(Data listing)
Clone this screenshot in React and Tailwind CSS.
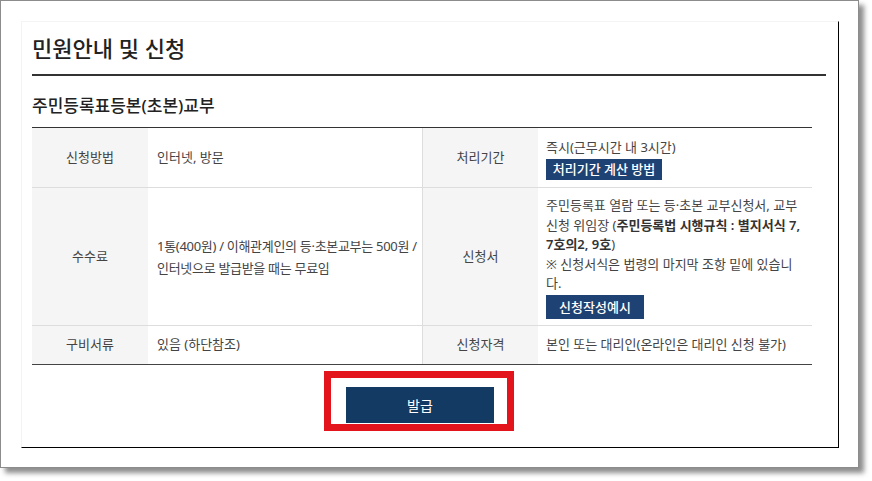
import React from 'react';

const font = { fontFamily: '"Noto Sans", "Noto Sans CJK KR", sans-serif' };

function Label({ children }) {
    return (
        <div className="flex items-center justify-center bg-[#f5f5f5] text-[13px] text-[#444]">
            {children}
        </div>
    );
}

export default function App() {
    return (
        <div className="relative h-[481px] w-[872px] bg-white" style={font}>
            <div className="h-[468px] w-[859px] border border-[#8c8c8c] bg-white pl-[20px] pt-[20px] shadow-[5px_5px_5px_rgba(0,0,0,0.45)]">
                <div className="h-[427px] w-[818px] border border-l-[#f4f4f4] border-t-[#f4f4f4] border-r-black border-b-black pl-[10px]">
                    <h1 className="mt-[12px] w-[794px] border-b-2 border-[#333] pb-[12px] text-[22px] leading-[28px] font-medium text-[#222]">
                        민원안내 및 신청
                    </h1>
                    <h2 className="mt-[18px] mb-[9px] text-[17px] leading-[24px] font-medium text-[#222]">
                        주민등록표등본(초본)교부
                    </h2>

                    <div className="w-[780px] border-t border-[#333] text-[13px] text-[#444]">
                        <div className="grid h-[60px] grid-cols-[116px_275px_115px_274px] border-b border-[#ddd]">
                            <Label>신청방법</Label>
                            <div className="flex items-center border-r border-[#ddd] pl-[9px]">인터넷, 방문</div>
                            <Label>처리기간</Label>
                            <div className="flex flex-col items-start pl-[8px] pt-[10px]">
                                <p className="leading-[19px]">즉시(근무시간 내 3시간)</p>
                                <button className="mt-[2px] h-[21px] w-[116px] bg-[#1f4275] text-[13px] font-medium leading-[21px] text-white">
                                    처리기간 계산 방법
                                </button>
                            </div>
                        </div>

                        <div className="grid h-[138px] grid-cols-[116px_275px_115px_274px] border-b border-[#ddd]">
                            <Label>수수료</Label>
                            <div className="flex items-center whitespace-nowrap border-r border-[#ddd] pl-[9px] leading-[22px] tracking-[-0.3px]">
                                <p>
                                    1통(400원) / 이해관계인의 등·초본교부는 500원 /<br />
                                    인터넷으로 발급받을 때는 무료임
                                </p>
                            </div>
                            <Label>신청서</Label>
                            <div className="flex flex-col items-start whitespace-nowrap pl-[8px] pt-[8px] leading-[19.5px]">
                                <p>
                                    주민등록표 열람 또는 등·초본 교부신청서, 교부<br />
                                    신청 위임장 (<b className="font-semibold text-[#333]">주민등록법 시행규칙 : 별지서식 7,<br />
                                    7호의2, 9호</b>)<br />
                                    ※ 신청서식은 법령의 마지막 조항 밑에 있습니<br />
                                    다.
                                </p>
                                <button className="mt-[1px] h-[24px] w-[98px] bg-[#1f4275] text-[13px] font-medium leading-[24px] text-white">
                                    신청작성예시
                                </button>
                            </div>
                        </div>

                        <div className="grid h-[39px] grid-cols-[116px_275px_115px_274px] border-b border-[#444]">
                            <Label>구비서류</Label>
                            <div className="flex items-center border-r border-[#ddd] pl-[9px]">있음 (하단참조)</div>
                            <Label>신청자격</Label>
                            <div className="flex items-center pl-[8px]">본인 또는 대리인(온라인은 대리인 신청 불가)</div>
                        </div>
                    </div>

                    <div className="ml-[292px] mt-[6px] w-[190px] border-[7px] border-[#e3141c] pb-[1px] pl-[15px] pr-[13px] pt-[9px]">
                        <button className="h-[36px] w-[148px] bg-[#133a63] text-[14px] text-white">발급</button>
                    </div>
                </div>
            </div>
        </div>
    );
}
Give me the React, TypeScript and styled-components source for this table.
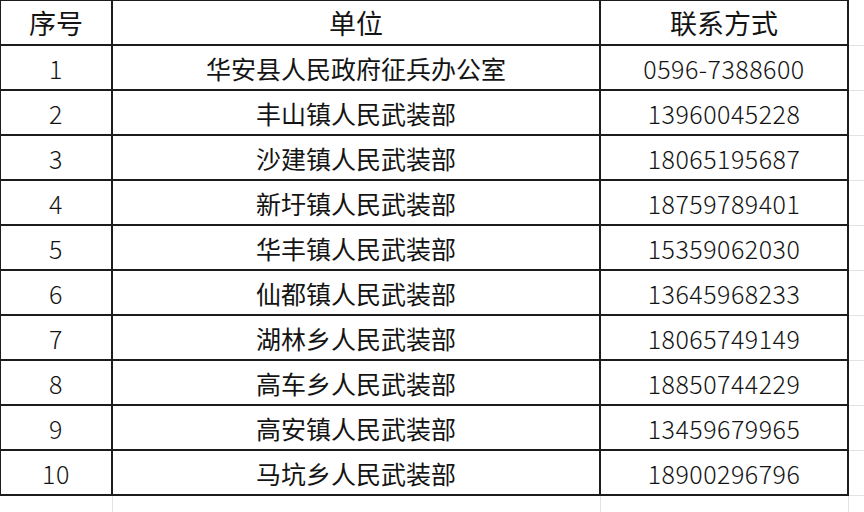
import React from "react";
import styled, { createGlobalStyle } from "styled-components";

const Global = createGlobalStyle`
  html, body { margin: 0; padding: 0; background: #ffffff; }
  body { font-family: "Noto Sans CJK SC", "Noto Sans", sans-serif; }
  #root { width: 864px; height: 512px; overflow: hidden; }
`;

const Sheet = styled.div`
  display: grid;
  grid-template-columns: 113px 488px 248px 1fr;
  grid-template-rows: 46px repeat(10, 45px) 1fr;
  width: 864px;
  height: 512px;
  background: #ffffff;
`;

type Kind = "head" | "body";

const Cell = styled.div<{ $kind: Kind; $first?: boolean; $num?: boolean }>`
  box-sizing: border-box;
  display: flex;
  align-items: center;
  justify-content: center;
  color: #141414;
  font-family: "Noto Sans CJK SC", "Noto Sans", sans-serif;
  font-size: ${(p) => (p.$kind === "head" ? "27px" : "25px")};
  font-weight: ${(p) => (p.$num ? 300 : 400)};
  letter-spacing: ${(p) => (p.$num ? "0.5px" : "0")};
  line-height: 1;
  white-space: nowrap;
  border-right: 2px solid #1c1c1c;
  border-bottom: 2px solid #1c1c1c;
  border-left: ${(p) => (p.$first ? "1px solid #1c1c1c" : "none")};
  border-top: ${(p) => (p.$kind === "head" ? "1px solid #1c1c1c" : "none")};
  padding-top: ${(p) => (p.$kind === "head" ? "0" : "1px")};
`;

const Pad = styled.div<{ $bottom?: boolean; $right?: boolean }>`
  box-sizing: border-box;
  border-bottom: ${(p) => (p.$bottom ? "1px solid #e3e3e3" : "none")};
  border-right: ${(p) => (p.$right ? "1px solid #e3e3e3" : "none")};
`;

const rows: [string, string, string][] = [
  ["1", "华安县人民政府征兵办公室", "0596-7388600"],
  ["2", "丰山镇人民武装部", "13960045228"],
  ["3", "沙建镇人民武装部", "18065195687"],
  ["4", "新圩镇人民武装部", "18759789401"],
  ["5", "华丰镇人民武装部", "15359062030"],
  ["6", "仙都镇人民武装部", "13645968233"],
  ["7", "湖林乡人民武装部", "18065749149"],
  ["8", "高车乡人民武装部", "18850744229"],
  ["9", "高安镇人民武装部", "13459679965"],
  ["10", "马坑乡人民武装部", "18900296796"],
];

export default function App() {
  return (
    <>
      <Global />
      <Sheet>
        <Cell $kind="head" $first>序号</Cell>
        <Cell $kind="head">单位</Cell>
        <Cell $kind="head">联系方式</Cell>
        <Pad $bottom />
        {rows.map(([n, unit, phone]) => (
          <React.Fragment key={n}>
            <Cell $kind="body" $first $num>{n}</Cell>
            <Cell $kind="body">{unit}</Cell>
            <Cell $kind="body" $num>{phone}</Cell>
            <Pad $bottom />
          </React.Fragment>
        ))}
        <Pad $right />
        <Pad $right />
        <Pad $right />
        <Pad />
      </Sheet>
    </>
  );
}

# OBJECTIVE
Retype everything in the material word for word, minus pictures.

# ANSWER FOR THE TASK
Clone this screenshot in React and Tailwind CSS.
import React from 'react';

const font = { fontFamily: '"Noto Sans", "Noto Sans CJK KR", sans-serif' };

function Label({ children }) {
    return (
        <div className="flex items-center justify-center bg-[#f5f5f5] text-[13px] text-[#444]">
            {children}
        </div>
    );
}

export default function App() {
    return (
        <div className="relative h-[481px] w-[872px] bg-white" style={font}>
            <div className="h-[468px] w-[859px] border border-[#8c8c8c] bg-white pl-[20px] pt-[20px] shadow-[5px_5px_5px_rgba(0,0,0,0.45)]">
                <div className="h-[427px] w-[818px] border border-l-[#f4f4f4] border-t-[#f4f4f4] border-r-black border-b-black pl-[10px]">
                    <h1 className="mt-[12px] w-[794px] border-b-2 border-[#333] pb-[12px] text-[22px] leading-[28px] font-medium text-[#222]">
                        민원안내 및 신청
                    </h1>
                    <h2 className="mt-[18px] mb-[9px] text-[17px] leading-[24px] font-medium text-[#222]">
                        주민등록표등본(초본)교부
                    </h2>

                    <div className="w-[780px] border-t border-[#333] text-[13px] text-[#444]">
                        <div className="grid h-[60px] grid-cols-[116px_275px_115px_274px] border-b border-[#ddd]">
                            <Label>신청방법</Label>
                            <div className="flex items-center border-r border-[#ddd] pl-[9px]">인터넷, 방문</div>
                            <Label>처리기간</Label>
                            <div className="flex flex-col items-start pl-[8px] pt-[10px]">
                                <p className="leading-[19px]">즉시(근무시간 내 3시간)</p>
                                <button className="mt-[2px] h-[21px] w-[116px] bg-[#1f4275] text-[13px] font-medium leading-[21px] text-white">
                                    처리기간 계산 방법
                                </button>
                            </div>
                        </div>

                        <div className="grid h-[138px] grid-cols-[116px_275px_115px_274px] border-b border-[#ddd]">
                            <Label>수수료</Label>
                            <div className="flex items-center whitespace-nowrap border-r border-[#ddd] pl-[9px] leading-[22px] tracking-[-0.3px]">
                                <p>
                                    1통(400원) / 이해관계인의 등·초본교부는 500원 /<br />
                                    인터넷으로 발급받을 때는 무료임
                                </p>
                            </div>
                            <Label>신청서</Label>
                            <div className="flex flex-col items-start whitespace-nowrap pl-[8px] pt-[8px] leading-[19.5px]">
                                <p>
                                    주민등록표 열람 또는 등·초본 교부신청서, 교부<br />
                                    신청 위임장 (<b className="font-semibold text-[#333]">주민등록법 시행규칙 : 별지서식 7,<br />
                                    7호의2, 9호</b>)<br />
                                    ※ 신청서식은 법령의 마지막 조항 밑에 있습니<br />
                                    다.
                                </p>
                                <button className="mt-[1px] h-[24px] w-[98px] bg-[#1f4275] text-[13px] font-medium leading-[24px] text-white">
                                    신청작성예시
                                </button>
                            </div>
                        </div>

                        <div className="grid h-[39px] grid-cols-[116px_275px_115px_274px] border-b border-[#444]">
                            <Label>구비서류</Label>
                            <div className="flex items-center border-r border-[#ddd] pl-[9px]">있음 (하단참조)</div>
                            <Label>신청자격</Label>
                            <div className="flex items-center pl-[8px]">본인 또는 대리인(온라인은 대리인 신청 불가)</div>
                        </div>
                    </div>

                    <div className="ml-[292px] mt-[6px] w-[190px] border-[7px] border-[#e3141c] pb-[1px] pl-[15px] pr-[13px] pt-[9px]">
                        <button className="h-[36px] w-[148px] bg-[#133a63] text-[14px] text-white">발급</button>
                    </div>
                </div>
            </div>
        </div>
    );
}
Give me the React, TypeScript and styled-components source for this table.
import React from "react";
import styled, { createGlobalStyle } from "styled-components";

const Global = createGlobalStyle`
  html, body { margin: 0; padding: 0; background: #ffffff; }
  body { font-family: "Noto Sans CJK SC", "Noto Sans", sans-serif; }
  #root { width: 864px; height: 512px; overflow: hidden; }
`;

const Sheet = styled.div`
  display: grid;
  grid-template-columns: 113px 488px 248px 1fr;
  grid-template-rows: 46px repeat(10, 45px) 1fr;
  width: 864px;
  height: 512px;
  background: #ffffff;
`;

type Kind = "head" | "body";

const Cell = styled.div<{ $kind: Kind; $first?: boolean; $num?: boolean }>`
  box-sizing: border-box;
  display: flex;
  align-items: center;
  justify-content: center;
  color: #141414;
  font-family: "Noto Sans CJK SC", "Noto Sans", sans-serif;
  font-size: ${(p) => (p.$kind === "head" ? "27px" : "25px")};
  font-weight: ${(p) => (p.$num ? 300 : 400)};
  letter-spacing: ${(p) => (p.$num ? "0.5px" : "0")};
  line-height: 1;
  white-space: nowrap;
  border-right: 2px solid #1c1c1c;
  border-bottom: 2px solid #1c1c1c;
  border-left: ${(p) => (p.$first ? "1px solid #1c1c1c" : "none")};
  border-top: ${(p) => (p.$kind === "head" ? "1px solid #1c1c1c" : "none")};
  padding-top: ${(p) => (p.$kind === "head" ? "0" : "1px")};
`;

const Pad = styled.div<{ $bottom?: boolean; $right?: boolean }>`
  box-sizing: border-box;
  border-bottom: ${(p) => (p.$bottom ? "1px solid #e3e3e3" : "none")};
  border-right: ${(p) => (p.$right ? "1px solid #e3e3e3" : "none")};
`;

const rows: [string, string, string][] = [
  ["1", "华安县人民政府征兵办公室", "0596-7388600"],
  ["2", "丰山镇人民武装部", "13960045228"],
  ["3", "沙建镇人民武装部", "18065195687"],
  ["4", "新圩镇人民武装部", "18759789401"],
  ["5", "华丰镇人民武装部", "15359062030"],
  ["6", "仙都镇人民武装部", "13645968233"],
  ["7", "湖林乡人民武装部", "18065749149"],
  ["8", "高车乡人民武装部", "18850744229"],
  ["9", "高安镇人民武装部", "13459679965"],
  ["10", "马坑乡人民武装部", "18900296796"],
];

export default function App() {
  return (
    <>
      <Global />
      <Sheet>
        <Cell $kind="head" $first>序号</Cell>
        <Cell $kind="head">单位</Cell>
        <Cell $kind="head">联系方式</Cell>
        <Pad $bottom />
        {rows.map(([n, unit, phone]) => (
          <React.Fragment key={n}>
            <Cell $kind="body" $first $num>{n}</Cell>
            <Cell $kind="body">{unit}</Cell>
            <Cell $kind="body" $num>{phone}</Cell>
            <Pad $bottom />
          </React.Fragment>
        ))}
        <Pad $right />
        <Pad $right />
        <Pad $right />
        <Pad />
      </Sheet>
    </>
  );
}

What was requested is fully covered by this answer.